Short exercise →
Output the first line of the listing and each line after it, up to and including the line that contains "7A5 5 0 1 0", exactly as written, minus the pictures.

====

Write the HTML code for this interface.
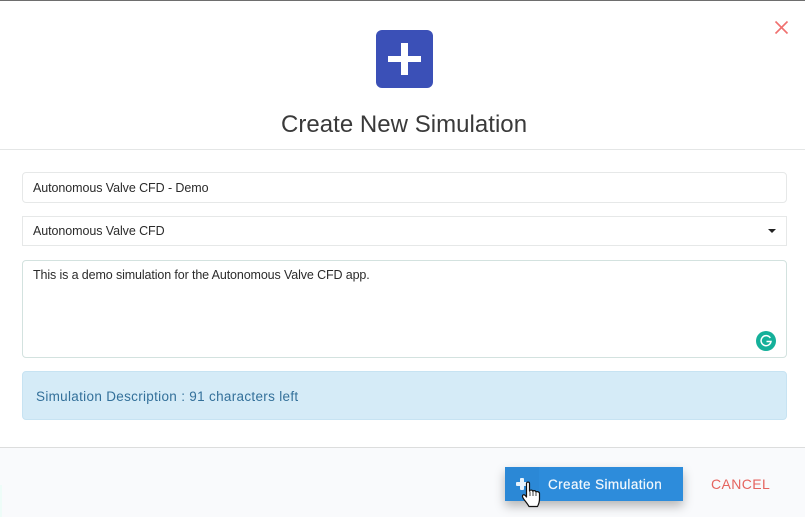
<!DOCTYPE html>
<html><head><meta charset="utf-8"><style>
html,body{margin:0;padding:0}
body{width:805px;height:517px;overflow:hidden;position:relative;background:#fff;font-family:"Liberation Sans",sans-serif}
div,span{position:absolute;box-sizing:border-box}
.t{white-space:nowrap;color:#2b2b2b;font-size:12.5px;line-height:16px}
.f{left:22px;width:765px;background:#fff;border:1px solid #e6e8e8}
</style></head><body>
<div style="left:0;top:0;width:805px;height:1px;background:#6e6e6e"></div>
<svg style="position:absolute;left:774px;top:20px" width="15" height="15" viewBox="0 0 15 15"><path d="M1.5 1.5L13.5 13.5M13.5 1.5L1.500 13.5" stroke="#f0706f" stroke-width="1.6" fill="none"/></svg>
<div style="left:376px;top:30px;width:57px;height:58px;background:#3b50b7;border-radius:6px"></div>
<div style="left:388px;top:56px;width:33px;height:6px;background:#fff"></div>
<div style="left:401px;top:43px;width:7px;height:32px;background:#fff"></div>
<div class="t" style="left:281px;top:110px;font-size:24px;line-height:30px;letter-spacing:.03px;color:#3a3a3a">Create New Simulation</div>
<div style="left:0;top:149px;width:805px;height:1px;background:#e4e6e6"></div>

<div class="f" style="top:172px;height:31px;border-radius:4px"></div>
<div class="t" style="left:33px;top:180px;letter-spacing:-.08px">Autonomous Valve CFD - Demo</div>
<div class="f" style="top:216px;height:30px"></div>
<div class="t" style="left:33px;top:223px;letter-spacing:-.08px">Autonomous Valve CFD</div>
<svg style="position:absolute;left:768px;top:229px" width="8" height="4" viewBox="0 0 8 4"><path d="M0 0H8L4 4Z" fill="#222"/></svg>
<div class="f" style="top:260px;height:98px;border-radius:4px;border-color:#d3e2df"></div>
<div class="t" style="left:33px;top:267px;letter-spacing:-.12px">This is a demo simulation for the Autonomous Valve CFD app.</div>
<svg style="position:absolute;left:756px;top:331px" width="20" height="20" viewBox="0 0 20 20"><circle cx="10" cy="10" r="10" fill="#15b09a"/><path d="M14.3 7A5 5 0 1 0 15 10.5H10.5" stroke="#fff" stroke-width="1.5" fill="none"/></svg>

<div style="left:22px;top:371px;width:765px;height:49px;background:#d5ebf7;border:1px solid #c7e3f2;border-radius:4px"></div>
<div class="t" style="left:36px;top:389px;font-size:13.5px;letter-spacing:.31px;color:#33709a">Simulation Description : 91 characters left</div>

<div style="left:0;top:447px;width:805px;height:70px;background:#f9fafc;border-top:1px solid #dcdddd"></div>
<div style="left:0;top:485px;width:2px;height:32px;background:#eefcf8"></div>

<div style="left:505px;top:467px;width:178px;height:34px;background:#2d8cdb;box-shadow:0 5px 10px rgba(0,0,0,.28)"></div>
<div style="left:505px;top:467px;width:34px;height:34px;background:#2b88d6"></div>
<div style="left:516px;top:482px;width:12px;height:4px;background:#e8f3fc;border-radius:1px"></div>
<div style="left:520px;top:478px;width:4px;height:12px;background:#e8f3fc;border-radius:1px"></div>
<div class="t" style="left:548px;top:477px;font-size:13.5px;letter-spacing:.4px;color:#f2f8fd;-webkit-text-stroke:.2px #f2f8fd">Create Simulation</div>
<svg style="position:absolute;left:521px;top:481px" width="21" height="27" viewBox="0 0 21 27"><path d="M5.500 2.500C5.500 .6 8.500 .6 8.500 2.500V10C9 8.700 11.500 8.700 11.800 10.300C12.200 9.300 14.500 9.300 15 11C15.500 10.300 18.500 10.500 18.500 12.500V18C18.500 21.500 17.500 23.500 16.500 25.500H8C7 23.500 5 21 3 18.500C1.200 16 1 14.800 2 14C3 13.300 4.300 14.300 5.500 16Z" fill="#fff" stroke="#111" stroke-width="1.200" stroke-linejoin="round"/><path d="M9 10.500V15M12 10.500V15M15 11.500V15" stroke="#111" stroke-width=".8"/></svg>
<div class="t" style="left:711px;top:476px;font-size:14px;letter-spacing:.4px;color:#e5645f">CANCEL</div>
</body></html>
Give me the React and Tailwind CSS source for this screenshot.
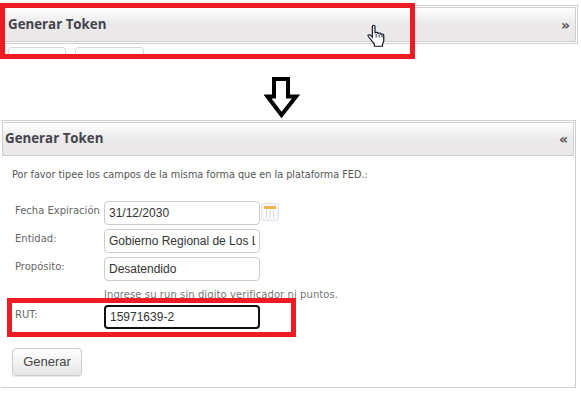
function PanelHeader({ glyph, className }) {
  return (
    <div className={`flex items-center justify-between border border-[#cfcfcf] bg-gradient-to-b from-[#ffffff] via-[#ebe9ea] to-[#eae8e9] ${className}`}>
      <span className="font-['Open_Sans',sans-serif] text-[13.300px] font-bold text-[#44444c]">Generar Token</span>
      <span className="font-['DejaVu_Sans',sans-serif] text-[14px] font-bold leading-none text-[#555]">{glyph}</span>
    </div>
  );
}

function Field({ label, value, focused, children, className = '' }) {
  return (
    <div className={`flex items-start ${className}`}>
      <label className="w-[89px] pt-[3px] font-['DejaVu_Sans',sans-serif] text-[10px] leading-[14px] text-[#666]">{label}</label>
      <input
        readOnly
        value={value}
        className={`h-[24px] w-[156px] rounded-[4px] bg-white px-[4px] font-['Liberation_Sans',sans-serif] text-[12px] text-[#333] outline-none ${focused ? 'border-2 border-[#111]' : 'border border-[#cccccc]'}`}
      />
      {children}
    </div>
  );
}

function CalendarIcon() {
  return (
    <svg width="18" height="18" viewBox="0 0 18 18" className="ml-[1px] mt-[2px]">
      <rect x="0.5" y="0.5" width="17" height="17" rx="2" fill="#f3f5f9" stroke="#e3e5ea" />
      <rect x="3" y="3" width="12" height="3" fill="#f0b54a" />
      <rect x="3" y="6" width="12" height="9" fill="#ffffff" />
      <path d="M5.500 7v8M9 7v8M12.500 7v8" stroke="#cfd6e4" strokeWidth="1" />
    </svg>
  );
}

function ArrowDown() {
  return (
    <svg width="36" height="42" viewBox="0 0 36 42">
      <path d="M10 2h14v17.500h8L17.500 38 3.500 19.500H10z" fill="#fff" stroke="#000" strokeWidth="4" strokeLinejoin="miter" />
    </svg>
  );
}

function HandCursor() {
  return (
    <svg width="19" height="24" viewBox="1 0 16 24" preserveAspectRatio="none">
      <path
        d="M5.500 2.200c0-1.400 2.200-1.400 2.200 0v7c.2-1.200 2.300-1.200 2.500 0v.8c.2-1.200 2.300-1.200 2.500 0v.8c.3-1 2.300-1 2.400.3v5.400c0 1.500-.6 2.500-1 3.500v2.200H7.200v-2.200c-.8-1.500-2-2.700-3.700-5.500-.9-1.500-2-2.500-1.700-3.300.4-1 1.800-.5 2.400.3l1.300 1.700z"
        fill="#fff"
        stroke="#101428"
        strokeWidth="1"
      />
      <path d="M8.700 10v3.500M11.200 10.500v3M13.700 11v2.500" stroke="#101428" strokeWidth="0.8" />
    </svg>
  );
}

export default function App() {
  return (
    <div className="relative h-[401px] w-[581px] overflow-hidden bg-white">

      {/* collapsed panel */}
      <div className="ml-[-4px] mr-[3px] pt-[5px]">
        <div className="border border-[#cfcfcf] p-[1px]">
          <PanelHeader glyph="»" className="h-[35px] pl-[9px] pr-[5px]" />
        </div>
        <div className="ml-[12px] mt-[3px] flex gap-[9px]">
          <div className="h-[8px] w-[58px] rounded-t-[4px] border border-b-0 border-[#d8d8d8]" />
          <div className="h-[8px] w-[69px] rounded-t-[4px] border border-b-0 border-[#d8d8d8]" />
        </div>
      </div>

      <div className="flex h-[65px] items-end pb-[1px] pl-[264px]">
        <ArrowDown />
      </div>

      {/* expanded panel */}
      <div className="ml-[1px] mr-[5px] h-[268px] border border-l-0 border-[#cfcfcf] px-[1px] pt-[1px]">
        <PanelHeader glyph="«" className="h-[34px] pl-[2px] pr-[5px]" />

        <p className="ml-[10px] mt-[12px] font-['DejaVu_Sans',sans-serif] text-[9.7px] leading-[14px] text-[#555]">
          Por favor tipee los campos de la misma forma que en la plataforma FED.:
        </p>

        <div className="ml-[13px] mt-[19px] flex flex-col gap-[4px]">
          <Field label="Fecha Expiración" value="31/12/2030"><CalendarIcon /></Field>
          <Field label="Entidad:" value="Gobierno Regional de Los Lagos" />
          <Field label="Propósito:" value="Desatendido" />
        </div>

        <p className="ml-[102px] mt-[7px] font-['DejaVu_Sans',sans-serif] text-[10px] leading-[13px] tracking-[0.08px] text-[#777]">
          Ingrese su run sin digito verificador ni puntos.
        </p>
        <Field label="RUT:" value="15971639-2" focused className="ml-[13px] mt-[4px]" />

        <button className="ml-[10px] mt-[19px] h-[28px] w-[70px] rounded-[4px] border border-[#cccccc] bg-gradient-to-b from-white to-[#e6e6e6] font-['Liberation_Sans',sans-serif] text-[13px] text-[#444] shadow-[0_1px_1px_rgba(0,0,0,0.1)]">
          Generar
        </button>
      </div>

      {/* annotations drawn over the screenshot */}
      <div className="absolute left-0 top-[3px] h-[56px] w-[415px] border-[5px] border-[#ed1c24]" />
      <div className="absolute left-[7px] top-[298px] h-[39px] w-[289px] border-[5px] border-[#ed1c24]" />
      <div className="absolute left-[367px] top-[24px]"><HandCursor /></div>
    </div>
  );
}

====

Answer →
Write the HTML code for this interface.
<!DOCTYPE html>
<html><head><meta charset="utf-8"><style>
html,body{margin:0;padding:0}
body{width:805px;height:517px;overflow:hidden;position:relative;background:#fff;font-family:"Liberation Sans",sans-serif}
div,span{position:absolute;box-sizing:border-box}
.t{white-space:nowrap;color:#2b2b2b;font-size:12.5px;line-height:16px}
.f{left:22px;width:765px;background:#fff;border:1px solid #e6e8e8}
</style></head><body>
<div style="left:0;top:0;width:805px;height:1px;background:#6e6e6e"></div>
<svg style="position:absolute;left:774px;top:20px" width="15" height="15" viewBox="0 0 15 15"><path d="M1.5 1.5L13.5 13.5M13.5 1.5L1.500 13.5" stroke="#f0706f" stroke-width="1.6" fill="none"/></svg>
<div style="left:376px;top:30px;width:57px;height:58px;background:#3b50b7;border-radius:6px"></div>
<div style="left:388px;top:56px;width:33px;height:6px;background:#fff"></div>
<div style="left:401px;top:43px;width:7px;height:32px;background:#fff"></div>
<div class="t" style="left:281px;top:110px;font-size:24px;line-height:30px;letter-spacing:.03px;color:#3a3a3a">Create New Simulation</div>
<div style="left:0;top:149px;width:805px;height:1px;background:#e4e6e6"></div>

<div class="f" style="top:172px;height:31px;border-radius:4px"></div>
<div class="t" style="left:33px;top:180px;letter-spacing:-.08px">Autonomous Valve CFD - Demo</div>
<div class="f" style="top:216px;height:30px"></div>
<div class="t" style="left:33px;top:223px;letter-spacing:-.08px">Autonomous Valve CFD</div>
<svg style="position:absolute;left:768px;top:229px" width="8" height="4" viewBox="0 0 8 4"><path d="M0 0H8L4 4Z" fill="#222"/></svg>
<div class="f" style="top:260px;height:98px;border-radius:4px;border-color:#d3e2df"></div>
<div class="t" style="left:33px;top:267px;letter-spacing:-.12px">This is a demo simulation for the Autonomous Valve CFD app.</div>
<svg style="position:absolute;left:756px;top:331px" width="20" height="20" viewBox="0 0 20 20"><circle cx="10" cy="10" r="10" fill="#15b09a"/><path d="M14.3 7A5 5 0 1 0 15 10.5H10.5" stroke="#fff" stroke-width="1.5" fill="none"/></svg>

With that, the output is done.